【栗山求(血統評論家)=コラム『今日から使える簡単血統塾』】◆知っておきたい!血統表でよく見る名馬【ストリートクライ】 ゴドルフィンの持ち馬としてドバイワールドCを勝ちました。種牡馬としてはゼニヤッタ(米年度代表馬、北米で20戦19勝)、…

【栗山求(血統評論家)=コラム『今日から使える簡単血統塾』】

◆知っておきたい!血統表でよく見る名馬

【ストリートクライ】

 ゴドルフィンの持ち馬としてドバイワールドCを勝ちました。種牡馬としてはゼニヤッタ(米年度代表馬、北米で20戦19勝)、ウィンクス(豪43戦37勝、G1勝利数25勝は世界記録)という2頭の歴史的女傑をはじめ、ストリートセンス(ケンタッキーダービー)、ストリートボス、ニューイヤーズデイ、プライドオブドバイなど、芝、ダート、オールウェザーを問わず多くの名馬を出しました。

 母の父としても素晴らしく、香港の歴史的名馬ロマンチックウォリアー、G1を7勝したレベルスロマンスなどを出しています。

 父は名血マキャヴェリアン、母ヘレンストリートは愛オークス馬、という良血で、ストリートクライの全姉の仔に名種牡馬シャマーダル(ロペデヴェガ、ブルーポイント、タルナワなどの父)がいます。
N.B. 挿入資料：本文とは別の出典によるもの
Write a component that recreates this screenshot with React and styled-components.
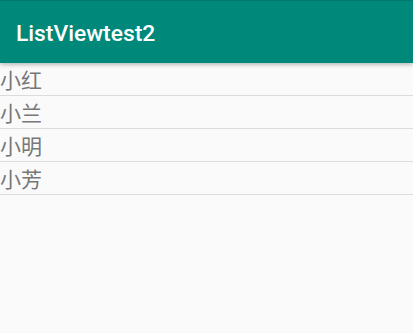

 ストリートクライと、全姉の仔シャマーダルを通じ、この血脈は現代血統に大きな影響を及ぼしており、その重要性は時間が経つにつれてますます大きくなるでしょう。香港競馬の新たなスプリント王カーインライジングの母方にもストリートクライの血が含まれています。

◆血統に関する疑問にズバリ回答!

「来年から新たに供用されるパールシークレットについて教えてください」

 イギリスからの輸入種牡馬で、来年から新ひだか町のアロースタッドで供用されます。輸入種牡馬としては異例の15歳(種付け時は16歳)という年齢もさることながら、父系をさかのぼるとサラブレッド父系の三大始祖のひとつバイアリーターク系に到達することも話題となっています。

 バイアリーターク系はヘロド系(4代後に現れた直系子孫の大種牡馬)とも称され、19世紀前半までは三代始祖のなかで最も勢いがありました。1721年から1820年までの100年間で、バイアリーターク系種牡馬は英チャンピオンサイアーの座に40回就き、ゴドルフィンアラビアン系の24回、ダーレーアラビアン系の14回を上回っていました(その他の22回は三代始祖以外の系統)。

 しかし、時代が下るにつれて勢力が弱まり、現在では世界的に見てもほとんど核となるような種牡馬が見当たらず、絶滅の危機に瀕しています。

 日本ではセフト、パーソロン、ダンディルート、ブランブルーなどが好成績を挙げ、とくにパーソロンはシンボリルドルフとトウカイテイオーの親仔、メジロアサマ、メジロティターン、メジロマックイーンの親仔孫などを出しました。トウカイテイオーの仔クワイトファインが日本に現存する最後のバイアリーターク系種牡馬(メジロマックイーンの仔ギンザグリングラスは昨年12月に死亡)だったのですが、そこに現れたのがイギリス産のパールシークレットです。

 現役時代にテンプルS(英G2・芝5ハロン)を制覇。父系はコンプトンプレイス→インディアンリッジ→アホヌーラ→ロレンザッチオ→クレイロン→クラリオン→ジェベル→トゥールビヨンとさかのぼります。日本だけでなく世界的にもきわめて貴重な系統。ぜひ注目です。